EX-5.1 2 d26185dex51.htm EX-5.1 EX-5.1

Exhibit 5.1

Opinion of Davis Wright Tremaine LLP

August 24, 2015

Board of Directors

Acucela Inc.

1301 Second Avenue, Suite 4200

Seattle, WA 98101

 

Re: Registration Statement on Form S-8

Dear Ladies and Gentlemen:

This opinion is furnished to Acucela Inc., a corporation formed under the laws of the State of Washington (the “Company”), in connection with the filing of a Registration Statement on Form S-8 (the “Registration Statement”) with the Securities and Exchange Commission under the Securities Act of 1933, as amended (the “Securities Act”), relating to the offering by the Company of up to an additional 1,432,358 shares of common stock, no par value per share (the “Shares”), issuable by the Company pursuant to the “evergreen” provisions under the Company’s 2014 Equity Incentive Plan (the “Equity Incentive Plan”).

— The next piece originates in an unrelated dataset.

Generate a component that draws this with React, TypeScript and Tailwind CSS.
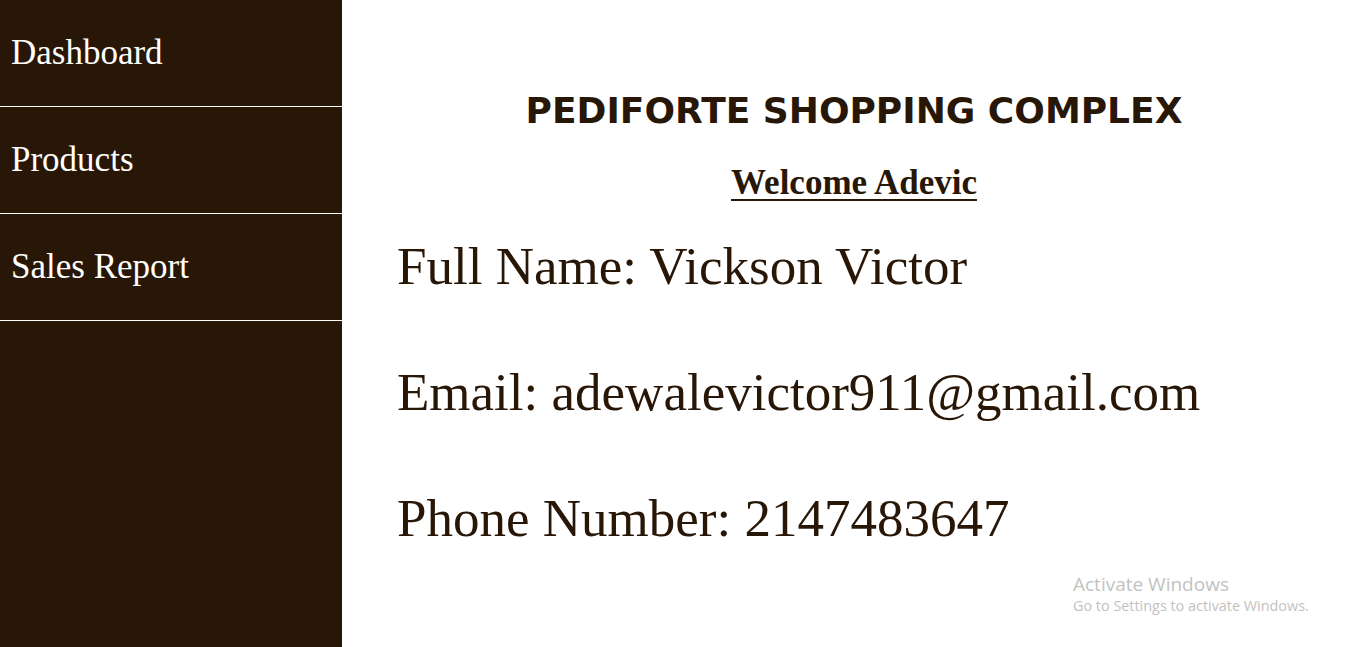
const navItems = ["Dashboard", "Products", "Sales Report"];

const profile = [
  { label: "Full Name", value: "Vickson Victor" },
  { label: "Email", value: "adewalevictor911@gmail.com" },
  { label: "Phone Number", value: "2147483647" },
];

const App = () => {
  return (
    <div className="relative flex h-screen w-full overflow-hidden bg-white">
      <aside className="flex h-full w-[342px] shrink-0 flex-col bg-[#281706]">
        {navItems.map((item) => (
          <a
            key={item}
            href="#"
            className="flex h-[107px] items-center border-b border-white pl-[11px] font-['Liberation_Serif',serif] text-[35px] text-white"
          >
            {item}
          </a>
        ))}
      </aside>

      <main className="flex flex-1 flex-col text-[#281706]">
        <h1 className="mt-[91px] text-center font-['DejaVu_Sans',sans-serif] text-[36px] leading-[40px] font-bold">
          PEDIFORTE SHOPPING COMPLEX
        </h1>
        <h2 className="mt-[33px] text-center font-['Liberation_Serif',serif] text-[35px] leading-[38px] font-bold underline decoration-2 underline-offset-[5px]">
          Welcome Adevic
        </h2>
        <div className="mt-[34px] flex flex-col gap-[66px] pl-[55px] font-['Liberation_Serif',serif] text-[53px] leading-[60px]">
          {profile.map((row) => (
            <p key={row.label}>
              {row.label}: {row.value}
            </p>
          ))}
        </div>
      </main>

      <div className="absolute top-[572px] left-[1073px] font-['Open_Sans',sans-serif] text-[#c2c2c2]">
        <div className="text-[19px] leading-[24px]">Activate Windows</div>
        <div className="text-[14.4px] leading-[20px]">Go to Settings to activate Windows.</div>
      </div>
    </div>
  );
};

export default App;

In connection with this opinion, we have reviewed, among other things, the Company’s Amended and Restated Articles of Incorporation, the Company’s Restated Bylaws, the Equity Incentive Plan, and related agreements and records of corporate proceedings and other actions taken or proposed to be taken by the Company in connection with the authorization, issuance and sale of the Shares pursuant to awards made under the Equity Incentive Plan. We have assumed the genuineness and authenticity of all documents submitted to us as originals, the conformity to originals of all documents submitted to us as copies thereof, and the due execution and delivery of all documents where due execution and delivery are a prerequisite to the effectiveness thereof. We have not verified any of those assumptions.

Based upon the foregoing and in reliance thereon, it is our opinion that the reservation for issuance of the Shares pursuant to the Equity Incentive Plan has been duly authorized and, when issued pursuant to awards granted and exercised in accordance with the Equity Incentive Plan and related agreements, the Shares will be validly issued, fully paid and non-assessable.

This opinion is limited to the laws under the Washington Business Corporation Act as in effect as of the date of this opinion letter, and we disclaim any opinion as to the laws of any other jurisdiction. We do not express any opinion regarding the Securities Act or any federal laws or regulations or any “Blue Sky” securities laws of any state.

We hereby consent to the filing of this opinion letter as an exhibit to the Registration Statement. In giving this consent, we do not thereby admit that we come within the category of persons whose consent is required under Section 7 of the Securities Act or the rules and regulations thereunder.